In response to a dramatic tax hike, smokers simply buy in another jurisdiction, they buy less expensive products (less sales tax collected by state) or they’ll buy less expensive roll-your-own tobacco and roll their own cigarettes. Or they buy from a “friend” who sells cigarettes out of the trunk of his car in an alley. Additionally, those higher taxes also incentivize smaller, independent retailers to purchase products in low tax jurisdictions and illegally sell them in high tax jurisdictions, often with counterfeit tax stamps to appear legit. The higher the excise tax, the greater the incentive (profit) for black market sales. The greater percentage of products sold on the black market, the more difficult it is to ensure sales of adult products aren’t finding their way into the hands of kids.
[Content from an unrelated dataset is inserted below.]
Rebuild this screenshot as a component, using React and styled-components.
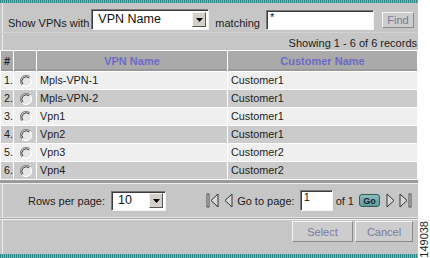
import React from 'react'
import styled, { createGlobalStyle } from 'styled-components'

const GlobalStyle = createGlobalStyle`
  html, body { margin: 0; padding: 0; background: #fff; }
  body {
    font-family: "Liberation Sans", Arial, sans-serif;
    color: #1c1c1c;
  }
  * { box-sizing: border-box; }
`

const vpns = [
  { name: 'Mpls-VPN-1', customer: 'Customer1' },
  { name: 'Mpls-VPN-2', customer: 'Customer1' },
  { name: 'Vpn1', customer: 'Customer1' },
  { name: 'Vpn2', customer: 'Customer1' },
  { name: 'Vpn3', customer: 'Customer2' },
  { name: 'Vpn4', customer: 'Customer2' },
]

export default function App() {
  return (
    <Page>
      <GlobalStyle />
      <Panel>
        <Stripe $h={3} />
        <FilterBar>
          <Label>Show VPNs with</Label>
          <Dropdown $w={118} $h={21}>
            <DropValue>VPN Name</DropValue>
            <DropArrow><ArrowDown /></DropArrow>
          </Dropdown>
          <Label $gap={6}>matching</Label>
          <TextBox $w={108} $h={20} $gap={4}>*</TextBox>
          <FlatButton $w={32} $h={16} $gap={8} $lift={2}>Find</FlatButton>
        </FilterBar>
        <RecordCount>Showing 1 - 6 of 6 records</RecordCount>
        <Grid>
          <colgroup>
            <col style={{ width: 12 }} />
            <col style={{ width: 22 }} />
            <col style={{ width: 190 }} />
            <col style={{ width: 189 }} />
          </colgroup>
          <thead>
            <tr>
              <HeadCell $plain>#</HeadCell>
              <HeadCell />
              <HeadCell>VPN Name</HeadCell>
              <HeadCell>Customer Name</HeadCell>
            </tr>
          </thead>
          <tbody>
            {vpns.map((v, i) => (
              <Row key={v.name} $shade={i % 2 === 1}>
                <Cell>{i + 1}.</Cell>
                <RadioCell><RadioMark /></RadioCell>
                <Cell>{v.name}</Cell>
                <Cell>{v.customer}</Cell>
              </Row>
            ))}
          </tbody>
        </Grid>
        <DoubleRule />
        <Pager>
          <Label>Rows per page:</Label>
          <Dropdown $w={55} $h={20} $gap={4}>
            <DropValue>10</DropValue>
            <DropArrow><ArrowDown /></DropArrow>
          </Dropdown>
          <Nav>
            <NavIcon kind="first" />
            <NavIcon kind="prev" />
            <Label $gap={3}>Go to page:</Label>
            <TextBox $w={33} $h={21} $gap={3}>1</TextBox>
            <Label $gap={3}>of 1</Label>
            <GoButton>Go</GoButton>
            <NavIcon kind="next" />
            <NavIcon kind="last" />
          </Nav>
        </Pager>
        <Separator />
        <Footer>
          <FlatButton $w={61} $h={21}>Select</FlatButton>
          <FlatButton $w={58} $h={21} $gap={2}>Cancel</FlatButton>
        </Footer>
        <Stripe $h={4} />
      </Panel>
      <Side>
        <FigureNo>149038</FigureNo>
      </Side>
    </Page>
  )
}

function ArrowDown() {
  return (
    <svg width="7" height="4" viewBox="0 0 7 4">
      <polygon points="0,0 7,0 3.5,4" fill="#000" />
    </svg>
  )
}

function RadioMark() {
  return (
    <svg width="12" height="12" viewBox="0 0 12 12" style={{ verticalAlign: 'middle', marginLeft: 2 }}>
      <circle cx="6" cy="6" r="5" fill="#e6e6e6" />
      <path d="M9.9 2.1 A5.5 5.5 0 0 0 2.1 9.9" fill="none" stroke="#8a8a8a" strokeWidth="1.2" />
      <path d="M9.1 2.9 A4.4 4.4 0 0 0 2.9 9.1" fill="none" stroke="#444" strokeWidth="1" />
      <path d="M2.1 9.9 A5.5 5.5 0 0 0 9.9 2.1" fill="none" stroke="#ffffff" strokeWidth="1.2" />
    </svg>
  )
}

function NavIcon({ kind }) {
  const shapes = {
    first: (
      <>
        <rect x="1" y="1" width="2" height="13" fill="#d8d8d8" stroke="#333" strokeWidth="0.8" />
        <polygon points="12,1 5,7.5 12,14" fill="#d8d8d8" stroke="#333" strokeWidth="1" />
      </>
    ),
    prev: <polygon points="10,1 3,7.5 10,14" fill="#d8d8d8" stroke="#333" strokeWidth="1" />,
    next: <polygon points="2,1 9,7.5 2,14" fill="#d8d8d8" stroke="#333" strokeWidth="1" />,
    last: (
      <>
        <polygon points="1,1 8,7.5 1,14" fill="#d8d8d8" stroke="#333" strokeWidth="1" />
        <rect x="10" y="1" width="2" height="13" fill="#d8d8d8" stroke="#333" strokeWidth="0.8" />
      </>
    ),
  }
  const w = kind === 'first' || kind === 'last' ? 14 : 12
  return (
    <IconBox>
      <svg width={w} height="15" viewBox={`0 0 ${w} 15`}>{shapes[kind]}</svg>
    </IconBox>
  )
}

const Page = styled.div`
  display: flex;
  width: 430px;
  height: 258px;
  background: #fff;
`

const Panel = styled.div`
  width: 418px;
  height: 258px;
  display: flex;
  flex-direction: column;
  background: linear-gradient(to right, #c6c6c6 2px, #ececec 2px, #ececec 3px, #c6c6c6 3px);
  font-size: 11px;
`

const Stripe = styled.div`
  height: ${p => p.$h}px;
  flex: none;
  background: repeating-linear-gradient(90deg, #2b8585 0 1px, #7db8b8 1px 2px);
`

const FilterBar = styled.div`
  height: 29px;
  flex: none;
  display: flex;
  align-items: flex-end;
  padding: 0 0 2px 8px;
`

const Label = styled.span`
  margin-left: ${p => p.$gap || 0}px;
  margin-right: 2px;
  font-size: 11px;
  line-height: 14px;
  white-space: nowrap;
`

const Dropdown = styled.div`
  width: ${p => p.$w}px;
  height: ${p => p.$h}px;
  margin-left: ${p => p.$gap || 0}px;
  display: flex;
  align-items: center;
  background: #fff;
  border: 1px solid;
  border-color: #7a7a7a #f4f4f4 #f4f4f4 #7a7a7a;
  box-shadow: inset 1px 1px 0 #3c3c3c;
`

const DropValue = styled.span`
  flex: 1;
  padding-left: 6px;
  font-size: 12.5px;
  line-height: 15px;
  color: #111;
`

const DropArrow = styled.span`
  width: 14px;
  height: 15px;
  margin-right: 2px;
  display: flex;
  align-items: center;
  justify-content: center;
  background: #d4d0c8;
  border: 1px solid;
  border-color: #f4f4f4 #555 #555 #f4f4f4;
`

const TextBox = styled.div`
  width: ${p => p.$w}px;
  height: ${p => p.$h}px;
  margin-left: ${p => p.$gap || 0}px;
  padding: 1px 3px;
  background: #fff;
  border: 1px solid;
  border-color: #7a7a7a #f4f4f4 #f4f4f4 #7a7a7a;
  box-shadow: inset 1px 1px 0 #3c3c3c;
  font-size: 11px;
  line-height: 11px;
  color: #111;
`

const FlatButton = styled.div`
  width: ${p => p.$w}px;
  height: ${p => p.$h}px;
  margin-left: ${p => p.$gap || 0}px;
  margin-bottom: ${p => p.$lift || 0}px;
  display: flex;
  align-items: center;
  justify-content: center;
  background: #cdcdcd;
  border: 1px solid;
  border-color: #f6f6f6 #8a8a8a #8a8a8a #f6f6f6;
  color: #7a7a9c;
  font-size: 11px;
`

const RecordCount = styled.div`
  height: 18px;
  flex: none;
  display: flex;
  justify-content: flex-end;
  align-items: center;
  padding: 2px 1px 0 0;
  font-size: 11px;
  border-top: 1px solid #d2d2d2;
`

const Grid = styled.table`
  width: 418px;
  flex: none;
  table-layout: fixed;
  border-collapse: separate;
  border-spacing: 1px;
  background: #fff;
  font-size: 10.8px;
`

const HeadCell = styled.th`
  height: 20px;
  padding: 0 0 0 ${p => (p.$plain ? 3 : 0)}px;
  background: #aaaaaa;
  box-shadow: inset 0 -2px 0 #9a9a9a;
  color: ${p => (p.$plain ? '#222' : '#6a6ac6')};
  text-align: ${p => (p.$plain ? 'left' : 'center')};
  font-weight: bold;
  font-size: 11px;
`

const Row = styled.tr`
  background: ${p => (p.$shade ? '#cbcbcb' : '#efefef')};
`

const Cell = styled.td`
  height: 17px;
  padding: 0 0 0 3px;
  line-height: 17px;
  white-space: nowrap;
`

const RadioCell = styled.td`
  height: 17px;
  padding: 0;
  text-align: center;
  line-height: 0;
`

const DoubleRule = styled.div`
  height: 4px;
  flex: none;
  background: #9a9a9a;
  border-bottom: 1px solid #ececec;
`

const Pager = styled.div`
  height: 33px;
  flex: none;
  display: flex;
  align-items: center;
  padding: 0 5px 0 28px;
`

const Nav = styled.div`
  margin-left: auto;
  display: flex;
  align-items: center;
`

const IconBox = styled.span`
  display: flex;
  margin-left: 2px;
`

const GoButton = styled.span`
  width: 21px;
  height: 13px;
  margin: 0 3px 0 3px;
  display: flex;
  align-items: center;
  justify-content: center;
  background: linear-gradient(#8cbcbc, #5f9898);
  border: 1px solid #2f5e5e;
  border-radius: 3px;
  color: #123;
  font-size: 9px;
  font-weight: bold;
`

const Separator = styled.div`
  height: 3px;
  flex: none;
  border-top: 1px solid #e6e6e6;
  border-bottom: 1px solid #f4f4f4;
  background: #a4a4a4;
`

const Footer = styled.div`
  height: 34px;
  flex: none;
  display: flex;
  justify-content: flex-end;
  align-items: flex-start;
  padding: 1px 5px 0 0;
`

const Side = styled.div`
  width: 12px;
  display: flex;
  align-items: flex-end;
  justify-content: center;
`

const FigureNo = styled.span`
  writing-mode: vertical-rl;
  transform: rotate(180deg);
  font-size: 11px;
  line-height: 11px;
  color: #222;
`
Now, let’s consider e-cigarettes. Only a handful of jurisdictions throughout the country levy additional excise taxes on the products. So what was the result when Washington, DC and Chicago created onerous new e-cigarette taxes in their cities? Well, vape shops that existed in those cities have already gone out of business because they can’t compete effectively or they’ve closed up shop and moved just outside the jurisdiction. If you are opening a new vapor business, you won’t do it in Chicago or DC, you’ll do it on a busy street right outside the city. It doesn’t take a rocket scientist to understand why. And what about the vapers in those cities? Well, they have to travel further and buy outside the city or they buy products online. The new e-cigarette tax simply inconveniences purchasers in the state and takes their money outside the state (or city).
At the end of the day, revenues from cigarette taxes have been in a free fall as smoking has declined and smokers change their purchasing habits. Revenues from big tax increases don’t deliver the same return as they did 20 years ago. And make no mistake about it, it’s all about the money. If increasing your cigarette tax by one more dollar per pack causes 50% of current smokers to find alternative means to purchase products (legal or otherwise), your efforts to raise additional revenues to fund schools and roads becomes seriously compromised. And it’s precisely the decline in cigarette tax revenue (and decreased payments from cigarette companies to states as a result of the Tobacco Master Settlement Agreement that is dependent the level of cigarette sales) that is the primary driver behind the effort to create additional, new taxes on e-cigarettes.
What proponents of new taxes fail to contemplate is that while there may be tens of thousands of brick and mortar retail locations in one state that sell cigarettes, there may be only a handful of e-cigarette retailers by comparison. The Vermont House just passed an additional 92 percent e-cigarette tax. Will that 92% (that’s a LOT) e-cigarette tax replace lost cigarette tax revenues? Will it even raise enough revenue to be worth the cost and effort of the state trying to collect and enforce such a tax? No, it won’t.
So what’s the result? Well, at the end of the day, the small handful of Vermont vapor businesses will either be put out of business or simply forced to shutter their businesses in Vermont and move to another state because of the e-cigarette tax. Vapers will be inconvenienced, but won’t stop vaping. Vermont will lose the sales, income and property taxes generated by those businesses. Vapers will simply find different ways to acquire the products they desire. They’ll buy online or make their own products. Sadly, some of them will return to smoking because the state made vaping too inconvenient and expensive. So what problem does that solve? It doesn’t solve any problems. It simply drives economic activity underground.
And how would the Vermont 92% e-cig tax affect efforts to keep the products out of the hands of minors? Well, responsible Vermont vendors who follow the law will be gone. And the end result of the Vermont e-cig tax if it’s passed will be that it won’t raise significant revenue, it will encourage thousands of people to mix their own liquids (or buy on the black market from others who do) and it will make enforcement of youth sales bans next to impossible to enforce. In short, it will be a disaster.
Last year, there was an effort by a Philadelphia City Council member to create a new tax on vapor products to fund the city’s schools. We should always be careful not to judge public policies on their intentions but on their results. In the case of Philadelphia, while the intention would have been to provide critical funding to an important program, the end result is that you would have attempted to fund an important program with a small, unstable revenue stream. It would have been the kids who would have been shortchanged by a shortsighted policy that would have failed to fulfill its lofty goal. Our kids deserve better.
Fortunately, in Philadelphia last year, vapor advocates worked to educate officials and ultimately defeat the proposal. And the same thing happened in Vermont. An e-cig tax was passed by the House last year and thankfully cooler( and smarter) heads prevailed in the Senate. Let’s hope vapers engage and educate in Vermont with the same energy and we see the same result this year.